Directions: Extract every line that contains the string "index".

Data items:

§

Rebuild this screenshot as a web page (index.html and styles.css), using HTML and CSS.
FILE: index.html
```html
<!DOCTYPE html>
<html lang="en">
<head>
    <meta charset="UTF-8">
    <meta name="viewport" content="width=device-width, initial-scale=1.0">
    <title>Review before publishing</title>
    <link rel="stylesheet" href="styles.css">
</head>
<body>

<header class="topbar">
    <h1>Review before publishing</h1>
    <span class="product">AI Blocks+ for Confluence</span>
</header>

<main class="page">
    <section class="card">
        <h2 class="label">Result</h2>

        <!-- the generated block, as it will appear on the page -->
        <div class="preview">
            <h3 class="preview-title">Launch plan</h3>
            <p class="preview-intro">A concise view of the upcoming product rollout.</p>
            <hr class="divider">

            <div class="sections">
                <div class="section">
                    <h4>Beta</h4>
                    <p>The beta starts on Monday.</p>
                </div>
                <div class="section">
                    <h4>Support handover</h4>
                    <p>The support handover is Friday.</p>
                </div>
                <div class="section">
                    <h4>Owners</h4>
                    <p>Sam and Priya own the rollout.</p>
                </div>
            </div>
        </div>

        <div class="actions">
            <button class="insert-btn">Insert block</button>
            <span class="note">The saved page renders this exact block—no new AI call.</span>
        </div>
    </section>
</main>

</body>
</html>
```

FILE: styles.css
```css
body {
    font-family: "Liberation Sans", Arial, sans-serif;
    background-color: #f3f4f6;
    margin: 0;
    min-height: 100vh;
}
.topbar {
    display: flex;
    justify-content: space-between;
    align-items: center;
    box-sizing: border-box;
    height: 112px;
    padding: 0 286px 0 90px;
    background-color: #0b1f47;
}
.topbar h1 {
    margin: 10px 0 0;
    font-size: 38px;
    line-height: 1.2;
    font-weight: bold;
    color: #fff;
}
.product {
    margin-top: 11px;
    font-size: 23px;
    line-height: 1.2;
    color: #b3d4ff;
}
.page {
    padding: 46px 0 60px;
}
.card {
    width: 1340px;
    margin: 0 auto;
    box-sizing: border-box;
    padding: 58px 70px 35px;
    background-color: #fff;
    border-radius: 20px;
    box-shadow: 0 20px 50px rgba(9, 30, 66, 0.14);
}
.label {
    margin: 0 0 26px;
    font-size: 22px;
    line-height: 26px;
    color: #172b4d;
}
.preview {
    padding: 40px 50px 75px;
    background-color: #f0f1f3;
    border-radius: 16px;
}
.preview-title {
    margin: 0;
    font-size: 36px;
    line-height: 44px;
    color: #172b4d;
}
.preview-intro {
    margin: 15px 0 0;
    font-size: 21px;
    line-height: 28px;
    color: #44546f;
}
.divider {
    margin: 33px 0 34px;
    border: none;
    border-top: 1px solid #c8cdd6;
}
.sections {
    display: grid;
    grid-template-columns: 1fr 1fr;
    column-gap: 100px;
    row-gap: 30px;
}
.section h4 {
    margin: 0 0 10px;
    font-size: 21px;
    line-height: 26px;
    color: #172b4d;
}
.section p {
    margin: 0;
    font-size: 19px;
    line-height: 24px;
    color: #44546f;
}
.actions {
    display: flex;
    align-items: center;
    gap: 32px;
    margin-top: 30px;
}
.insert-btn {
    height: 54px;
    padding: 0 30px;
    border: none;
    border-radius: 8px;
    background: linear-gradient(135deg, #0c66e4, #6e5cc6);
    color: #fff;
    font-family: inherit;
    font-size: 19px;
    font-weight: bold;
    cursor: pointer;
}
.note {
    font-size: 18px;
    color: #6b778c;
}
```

§

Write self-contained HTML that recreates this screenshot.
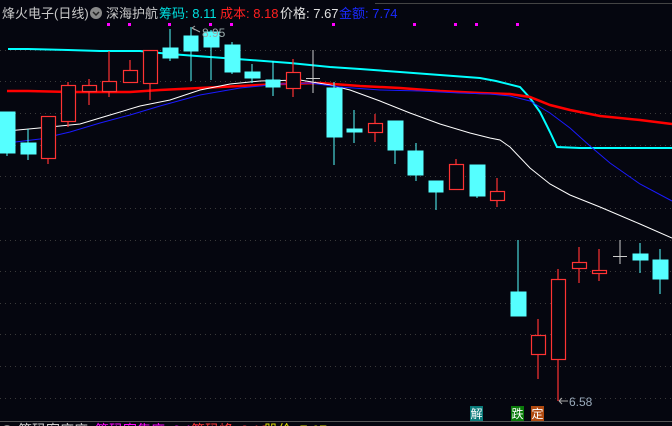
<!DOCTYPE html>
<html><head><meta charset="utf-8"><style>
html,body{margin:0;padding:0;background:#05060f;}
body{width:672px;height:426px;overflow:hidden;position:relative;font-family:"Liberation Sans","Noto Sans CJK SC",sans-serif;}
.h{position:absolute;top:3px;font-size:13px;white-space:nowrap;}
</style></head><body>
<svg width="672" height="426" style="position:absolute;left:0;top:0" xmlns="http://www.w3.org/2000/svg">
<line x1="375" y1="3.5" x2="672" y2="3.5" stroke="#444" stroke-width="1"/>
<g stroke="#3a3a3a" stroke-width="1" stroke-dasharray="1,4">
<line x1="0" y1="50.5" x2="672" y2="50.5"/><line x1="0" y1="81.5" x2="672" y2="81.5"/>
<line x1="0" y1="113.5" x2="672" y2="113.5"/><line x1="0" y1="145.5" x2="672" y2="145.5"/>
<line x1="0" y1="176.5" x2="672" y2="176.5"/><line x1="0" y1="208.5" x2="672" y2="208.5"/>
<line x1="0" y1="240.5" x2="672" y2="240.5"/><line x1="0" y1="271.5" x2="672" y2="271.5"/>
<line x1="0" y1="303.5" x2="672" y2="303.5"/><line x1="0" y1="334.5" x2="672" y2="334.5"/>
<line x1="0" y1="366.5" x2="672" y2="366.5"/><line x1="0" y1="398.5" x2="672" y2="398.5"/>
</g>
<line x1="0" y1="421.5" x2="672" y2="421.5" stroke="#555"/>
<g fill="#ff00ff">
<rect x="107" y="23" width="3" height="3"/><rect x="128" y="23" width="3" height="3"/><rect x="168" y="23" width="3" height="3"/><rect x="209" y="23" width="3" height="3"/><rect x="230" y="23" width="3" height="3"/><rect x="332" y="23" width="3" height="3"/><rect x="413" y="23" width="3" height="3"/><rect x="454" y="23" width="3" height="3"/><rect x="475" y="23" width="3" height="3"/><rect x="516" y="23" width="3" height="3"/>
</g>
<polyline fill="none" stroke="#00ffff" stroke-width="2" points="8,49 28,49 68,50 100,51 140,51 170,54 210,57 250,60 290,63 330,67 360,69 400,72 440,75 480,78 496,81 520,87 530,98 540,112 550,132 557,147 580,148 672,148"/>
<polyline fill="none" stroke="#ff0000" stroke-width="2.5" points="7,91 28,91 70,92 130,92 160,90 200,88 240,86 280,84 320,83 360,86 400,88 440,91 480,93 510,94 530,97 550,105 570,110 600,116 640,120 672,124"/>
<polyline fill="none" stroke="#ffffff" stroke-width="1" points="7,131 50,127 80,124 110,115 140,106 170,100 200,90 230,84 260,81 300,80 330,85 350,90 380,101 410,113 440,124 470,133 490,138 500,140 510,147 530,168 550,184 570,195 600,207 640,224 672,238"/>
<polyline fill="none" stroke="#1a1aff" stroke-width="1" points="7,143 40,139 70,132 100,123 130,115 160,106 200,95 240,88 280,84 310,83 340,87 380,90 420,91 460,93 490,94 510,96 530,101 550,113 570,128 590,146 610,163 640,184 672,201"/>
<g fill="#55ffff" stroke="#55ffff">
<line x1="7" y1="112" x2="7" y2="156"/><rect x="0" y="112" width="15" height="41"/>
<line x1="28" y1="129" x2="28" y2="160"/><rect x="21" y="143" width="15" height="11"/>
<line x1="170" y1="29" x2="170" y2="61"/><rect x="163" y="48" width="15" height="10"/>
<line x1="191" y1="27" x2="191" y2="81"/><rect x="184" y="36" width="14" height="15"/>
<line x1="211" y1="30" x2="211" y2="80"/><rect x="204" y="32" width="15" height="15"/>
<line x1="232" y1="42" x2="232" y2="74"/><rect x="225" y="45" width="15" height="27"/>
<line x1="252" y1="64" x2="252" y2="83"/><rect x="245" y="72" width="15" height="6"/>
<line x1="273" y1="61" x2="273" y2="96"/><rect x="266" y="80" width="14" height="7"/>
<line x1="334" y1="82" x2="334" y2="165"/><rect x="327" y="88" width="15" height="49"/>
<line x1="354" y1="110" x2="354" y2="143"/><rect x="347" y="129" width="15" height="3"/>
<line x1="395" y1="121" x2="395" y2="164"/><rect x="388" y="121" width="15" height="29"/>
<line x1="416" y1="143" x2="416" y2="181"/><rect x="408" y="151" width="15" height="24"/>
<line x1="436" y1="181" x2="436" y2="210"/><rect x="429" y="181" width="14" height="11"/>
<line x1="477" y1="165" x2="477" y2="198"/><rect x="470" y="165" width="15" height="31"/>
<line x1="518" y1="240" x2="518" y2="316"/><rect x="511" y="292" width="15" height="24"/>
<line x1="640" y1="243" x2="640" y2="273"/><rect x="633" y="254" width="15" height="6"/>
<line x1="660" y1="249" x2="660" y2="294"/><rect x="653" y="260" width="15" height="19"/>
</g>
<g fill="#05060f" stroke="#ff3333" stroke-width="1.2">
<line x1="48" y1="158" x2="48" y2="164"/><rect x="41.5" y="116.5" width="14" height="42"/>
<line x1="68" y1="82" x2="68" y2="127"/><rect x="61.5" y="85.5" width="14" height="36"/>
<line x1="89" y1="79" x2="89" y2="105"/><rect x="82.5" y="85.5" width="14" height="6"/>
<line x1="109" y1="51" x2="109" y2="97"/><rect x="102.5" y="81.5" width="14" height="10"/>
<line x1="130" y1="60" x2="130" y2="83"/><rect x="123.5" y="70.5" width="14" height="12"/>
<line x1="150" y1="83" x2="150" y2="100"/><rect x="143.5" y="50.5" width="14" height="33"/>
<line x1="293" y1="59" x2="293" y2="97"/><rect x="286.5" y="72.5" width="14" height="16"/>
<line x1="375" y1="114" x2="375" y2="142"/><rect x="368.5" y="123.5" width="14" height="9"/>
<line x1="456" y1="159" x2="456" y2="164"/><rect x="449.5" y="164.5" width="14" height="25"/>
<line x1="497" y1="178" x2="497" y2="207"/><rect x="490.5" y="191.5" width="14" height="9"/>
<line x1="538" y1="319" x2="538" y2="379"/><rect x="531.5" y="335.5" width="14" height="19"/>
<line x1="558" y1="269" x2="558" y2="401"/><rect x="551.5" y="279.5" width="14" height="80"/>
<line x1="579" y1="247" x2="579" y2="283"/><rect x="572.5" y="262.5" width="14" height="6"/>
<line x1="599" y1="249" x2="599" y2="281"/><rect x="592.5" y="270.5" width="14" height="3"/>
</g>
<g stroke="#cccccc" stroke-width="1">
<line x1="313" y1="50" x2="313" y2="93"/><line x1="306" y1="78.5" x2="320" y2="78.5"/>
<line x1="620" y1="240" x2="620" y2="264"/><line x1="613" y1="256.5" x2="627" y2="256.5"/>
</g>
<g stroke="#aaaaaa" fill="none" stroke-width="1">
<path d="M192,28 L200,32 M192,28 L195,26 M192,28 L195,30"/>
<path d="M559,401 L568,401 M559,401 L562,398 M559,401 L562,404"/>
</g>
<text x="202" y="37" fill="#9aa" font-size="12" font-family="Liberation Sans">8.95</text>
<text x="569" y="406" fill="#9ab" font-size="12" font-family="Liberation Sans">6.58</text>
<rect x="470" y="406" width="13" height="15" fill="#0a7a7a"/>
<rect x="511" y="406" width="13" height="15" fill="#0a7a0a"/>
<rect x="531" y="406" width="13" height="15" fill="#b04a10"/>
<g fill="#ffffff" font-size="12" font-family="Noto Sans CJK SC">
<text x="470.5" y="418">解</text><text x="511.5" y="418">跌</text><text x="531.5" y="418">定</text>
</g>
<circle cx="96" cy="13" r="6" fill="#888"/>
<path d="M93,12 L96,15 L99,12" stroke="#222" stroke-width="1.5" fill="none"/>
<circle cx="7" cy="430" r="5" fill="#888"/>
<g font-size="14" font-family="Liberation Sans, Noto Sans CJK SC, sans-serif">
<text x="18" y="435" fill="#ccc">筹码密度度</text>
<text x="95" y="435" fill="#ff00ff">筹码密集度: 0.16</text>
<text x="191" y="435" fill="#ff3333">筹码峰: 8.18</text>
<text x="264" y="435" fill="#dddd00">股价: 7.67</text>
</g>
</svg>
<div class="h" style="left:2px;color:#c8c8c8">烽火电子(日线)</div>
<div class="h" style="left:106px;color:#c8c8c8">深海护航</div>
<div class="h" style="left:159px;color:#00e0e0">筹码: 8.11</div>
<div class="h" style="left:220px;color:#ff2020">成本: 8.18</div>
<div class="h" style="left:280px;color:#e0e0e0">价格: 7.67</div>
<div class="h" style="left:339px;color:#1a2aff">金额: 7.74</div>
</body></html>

§

Response for this exercise:
Rebuild this screenshot as a web page (index.html and styles.css), using HTML and CSS.
FILE: index.html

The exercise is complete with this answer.